— Task requirements —
Reproduce the data below in full and exclude every picture.

— Stored data —
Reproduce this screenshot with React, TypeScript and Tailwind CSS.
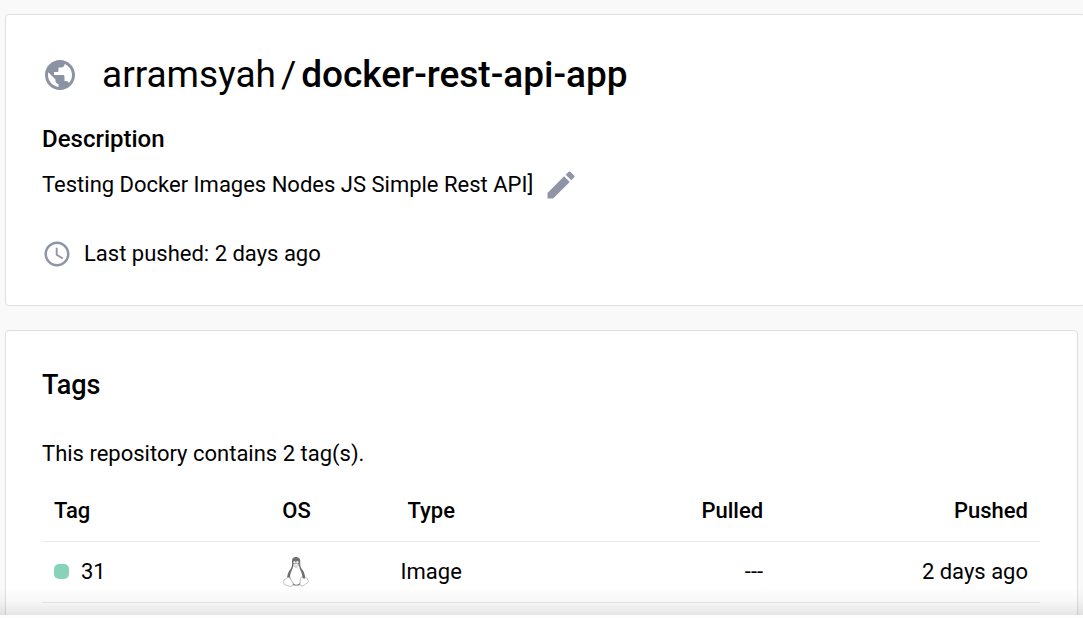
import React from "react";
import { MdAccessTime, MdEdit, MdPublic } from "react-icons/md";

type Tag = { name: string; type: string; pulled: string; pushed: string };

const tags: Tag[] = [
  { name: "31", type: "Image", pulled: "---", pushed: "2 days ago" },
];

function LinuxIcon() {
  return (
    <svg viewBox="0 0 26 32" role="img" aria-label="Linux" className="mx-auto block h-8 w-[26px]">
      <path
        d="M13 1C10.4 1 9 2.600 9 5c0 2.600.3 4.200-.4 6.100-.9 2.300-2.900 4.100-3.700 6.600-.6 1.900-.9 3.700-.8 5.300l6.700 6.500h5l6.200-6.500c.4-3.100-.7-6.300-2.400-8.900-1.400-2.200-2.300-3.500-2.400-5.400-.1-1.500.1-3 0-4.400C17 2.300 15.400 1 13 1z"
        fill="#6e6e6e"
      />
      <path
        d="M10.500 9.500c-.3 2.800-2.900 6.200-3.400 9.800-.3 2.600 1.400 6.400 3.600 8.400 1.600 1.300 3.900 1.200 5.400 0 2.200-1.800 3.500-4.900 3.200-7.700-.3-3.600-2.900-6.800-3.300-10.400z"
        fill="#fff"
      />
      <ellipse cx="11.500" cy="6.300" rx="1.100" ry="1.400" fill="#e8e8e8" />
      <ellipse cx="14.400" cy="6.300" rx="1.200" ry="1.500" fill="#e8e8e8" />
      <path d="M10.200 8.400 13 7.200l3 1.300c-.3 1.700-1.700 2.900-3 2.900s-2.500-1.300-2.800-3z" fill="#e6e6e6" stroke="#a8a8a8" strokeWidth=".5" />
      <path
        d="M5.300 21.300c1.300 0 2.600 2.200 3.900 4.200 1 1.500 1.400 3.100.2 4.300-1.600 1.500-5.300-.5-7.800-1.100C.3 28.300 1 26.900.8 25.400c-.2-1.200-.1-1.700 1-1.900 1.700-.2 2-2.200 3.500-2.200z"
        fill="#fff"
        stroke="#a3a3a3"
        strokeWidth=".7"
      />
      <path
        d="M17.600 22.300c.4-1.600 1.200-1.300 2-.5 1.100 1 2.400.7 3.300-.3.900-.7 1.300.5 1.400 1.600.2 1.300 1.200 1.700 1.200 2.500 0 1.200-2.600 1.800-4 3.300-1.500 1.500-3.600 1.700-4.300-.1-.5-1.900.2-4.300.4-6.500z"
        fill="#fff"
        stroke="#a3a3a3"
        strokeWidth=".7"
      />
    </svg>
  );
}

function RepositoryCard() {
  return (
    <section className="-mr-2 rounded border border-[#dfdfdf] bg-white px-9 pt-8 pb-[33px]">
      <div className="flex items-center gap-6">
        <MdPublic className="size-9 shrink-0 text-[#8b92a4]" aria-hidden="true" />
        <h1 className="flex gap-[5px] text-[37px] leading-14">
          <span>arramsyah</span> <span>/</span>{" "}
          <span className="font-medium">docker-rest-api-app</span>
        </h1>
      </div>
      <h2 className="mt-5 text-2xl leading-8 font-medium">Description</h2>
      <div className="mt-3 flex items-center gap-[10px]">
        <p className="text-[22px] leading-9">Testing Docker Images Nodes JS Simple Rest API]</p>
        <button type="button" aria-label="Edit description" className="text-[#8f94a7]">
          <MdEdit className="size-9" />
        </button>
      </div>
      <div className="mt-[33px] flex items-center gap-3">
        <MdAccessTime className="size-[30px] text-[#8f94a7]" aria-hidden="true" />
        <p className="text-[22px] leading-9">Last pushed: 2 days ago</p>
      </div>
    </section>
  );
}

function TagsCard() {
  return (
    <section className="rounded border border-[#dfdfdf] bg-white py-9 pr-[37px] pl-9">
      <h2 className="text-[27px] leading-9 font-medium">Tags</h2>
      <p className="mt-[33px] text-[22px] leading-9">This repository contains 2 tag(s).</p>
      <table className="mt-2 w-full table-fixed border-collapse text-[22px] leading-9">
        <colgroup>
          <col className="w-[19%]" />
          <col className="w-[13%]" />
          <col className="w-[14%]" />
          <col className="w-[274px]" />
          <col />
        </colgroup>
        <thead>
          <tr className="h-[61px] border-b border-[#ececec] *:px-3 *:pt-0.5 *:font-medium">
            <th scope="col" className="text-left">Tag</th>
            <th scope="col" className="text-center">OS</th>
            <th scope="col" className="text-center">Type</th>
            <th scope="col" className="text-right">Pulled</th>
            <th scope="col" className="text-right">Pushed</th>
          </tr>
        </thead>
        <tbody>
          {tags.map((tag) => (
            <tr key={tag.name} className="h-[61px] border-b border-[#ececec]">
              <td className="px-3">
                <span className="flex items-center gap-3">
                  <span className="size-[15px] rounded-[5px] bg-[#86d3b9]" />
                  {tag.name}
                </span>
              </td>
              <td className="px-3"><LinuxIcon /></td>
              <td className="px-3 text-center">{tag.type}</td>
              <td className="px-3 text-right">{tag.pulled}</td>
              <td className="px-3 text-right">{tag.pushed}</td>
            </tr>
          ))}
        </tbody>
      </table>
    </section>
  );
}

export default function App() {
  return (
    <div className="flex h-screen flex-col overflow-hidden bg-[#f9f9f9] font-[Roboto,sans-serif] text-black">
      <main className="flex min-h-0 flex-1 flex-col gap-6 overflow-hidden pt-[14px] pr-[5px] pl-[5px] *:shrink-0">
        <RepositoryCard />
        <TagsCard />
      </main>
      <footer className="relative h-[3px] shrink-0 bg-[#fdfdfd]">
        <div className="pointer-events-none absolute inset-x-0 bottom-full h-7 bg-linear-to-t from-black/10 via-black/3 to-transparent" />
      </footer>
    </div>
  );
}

— Completed task —
Reproduce this screenshot with React, TypeScript and Tailwind CSS.
import React from "react";
import { MdAccessTime, MdEdit, MdPublic } from "react-icons/md";

type Tag = { name: string; type: string; pulled: string; pushed: string };

const tags: Tag[] = [
  { name: "31", type: "Image", pulled: "---", pushed: "2 days ago" },
];

function LinuxIcon() {
  return (
    <svg viewBox="0 0 26 32" role="img" aria-label="Linux" className="mx-auto block h-8 w-[26px]">
      <path
        d="M13 1C10.4 1 9 2.600 9 5c0 2.600.3 4.200-.4 6.100-.9 2.300-2.900 4.100-3.700 6.600-.6 1.900-.9 3.700-.8 5.300l6.700 6.500h5l6.200-6.500c.4-3.100-.7-6.300-2.400-8.900-1.400-2.200-2.300-3.500-2.400-5.400-.1-1.500.1-3 0-4.400C17 2.300 15.400 1 13 1z"
        fill="#6e6e6e"
      />
      <path
        d="M10.500 9.500c-.3 2.800-2.900 6.200-3.400 9.800-.3 2.600 1.400 6.400 3.600 8.400 1.600 1.300 3.900 1.200 5.400 0 2.200-1.800 3.500-4.900 3.200-7.700-.3-3.600-2.900-6.800-3.300-10.400z"
        fill="#fff"
      />
      <ellipse cx="11.500" cy="6.300" rx="1.100" ry="1.400" fill="#e8e8e8" />
      <ellipse cx="14.400" cy="6.300" rx="1.200" ry="1.500" fill="#e8e8e8" />
      <path d="M10.200 8.400 13 7.200l3 1.300c-.3 1.700-1.700 2.900-3 2.900s-2.500-1.300-2.800-3z" fill="#e6e6e6" stroke="#a8a8a8" strokeWidth=".5" />
      <path
        d="M5.300 21.300c1.300 0 2.600 2.200 3.900 4.200 1 1.500 1.400 3.100.2 4.300-1.600 1.500-5.300-.5-7.800-1.100C.3 28.300 1 26.900.8 25.400c-.2-1.200-.1-1.700 1-1.900 1.700-.2 2-2.200 3.500-2.200z"
        fill="#fff"
        stroke="#a3a3a3"
        strokeWidth=".7"
      />
      <path
        d="M17.600 22.300c.4-1.600 1.200-1.300 2-.5 1.100 1 2.400.7 3.300-.3.900-.7 1.300.5 1.400 1.600.2 1.300 1.200 1.700 1.200 2.500 0 1.200-2.600 1.800-4 3.300-1.500 1.500-3.600 1.700-4.300-.1-.5-1.900.2-4.300.4-6.500z"
        fill="#fff"
        stroke="#a3a3a3"
        strokeWidth=".7"
      />
    </svg>
  );
}

function RepositoryCard() {
  return (
    <section className="-mr-2 rounded border border-[#dfdfdf] bg-white px-9 pt-8 pb-[33px]">
      <div className="flex items-center gap-6">
        <MdPublic className="size-9 shrink-0 text-[#8b92a4]" aria-hidden="true" />
        <h1 className="flex gap-[5px] text-[37px] leading-14">
          <span>arramsyah</span> <span>/</span>{" "}
          <span className="font-medium">docker-rest-api-app</span>
        </h1>
      </div>
      <h2 className="mt-5 text-2xl leading-8 font-medium">Description</h2>
      <div className="mt-3 flex items-center gap-[10px]">
        <p className="text-[22px] leading-9">Testing Docker Images Nodes JS Simple Rest API]</p>
        <button type="button" aria-label="Edit description" className="text-[#8f94a7]">
          <MdEdit className="size-9" />
        </button>
      </div>
      <div className="mt-[33px] flex items-center gap-3">
        <MdAccessTime className="size-[30px] text-[#8f94a7]" aria-hidden="true" />
        <p className="text-[22px] leading-9">Last pushed: 2 days ago</p>
      </div>
    </section>
  );
}

function TagsCard() {
  return (
    <section className="rounded border border-[#dfdfdf] bg-white py-9 pr-[37px] pl-9">
      <h2 className="text-[27px] leading-9 font-medium">Tags</h2>
      <p className="mt-[33px] text-[22px] leading-9">This repository contains 2 tag(s).</p>
      <table className="mt-2 w-full table-fixed border-collapse text-[22px] leading-9">
        <colgroup>
          <col className="w-[19%]" />
          <col className="w-[13%]" />
          <col className="w-[14%]" />
          <col className="w-[274px]" />
          <col />
        </colgroup>
        <thead>
          <tr className="h-[61px] border-b border-[#ececec] *:px-3 *:pt-0.5 *:font-medium">
            <th scope="col" className="text-left">Tag</th>
            <th scope="col" className="text-center">OS</th>
            <th scope="col" className="text-center">Type</th>
            <th scope="col" className="text-right">Pulled</th>
            <th scope="col" className="text-right">Pushed</th>
          </tr>
        </thead>
        <tbody>
          {tags.map((tag) => (
            <tr key={tag.name} className="h-[61px] border-b border-[#ececec]">
              <td className="px-3">
                <span className="flex items-center gap-3">
                  <span className="size-[15px] rounded-[5px] bg-[#86d3b9]" />
                  {tag.name}
                </span>
              </td>
              <td className="px-3"><LinuxIcon /></td>
              <td className="px-3 text-center">{tag.type}</td>
              <td className="px-3 text-right">{tag.pulled}</td>
              <td className="px-3 text-right">{tag.pushed}</td>
            </tr>
          ))}
        </tbody>
      </table>
    </section>
  );
}

export default function App() {
  return (
    <div className="flex h-screen flex-col overflow-hidden bg-[#f9f9f9] font-[Roboto,sans-serif] text-black">
      <main className="flex min-h-0 flex-1 flex-col gap-6 overflow-hidden pt-[14px] pr-[5px] pl-[5px] *:shrink-0">
        <RepositoryCard />
        <TagsCard />
      </main>
      <footer className="relative h-[3px] shrink-0 bg-[#fdfdfd]">
        <div className="pointer-events-none absolute inset-x-0 bottom-full h-7 bg-linear-to-t from-black/10 via-black/3 to-transparent" />
      </footer>
    </div>
  );
}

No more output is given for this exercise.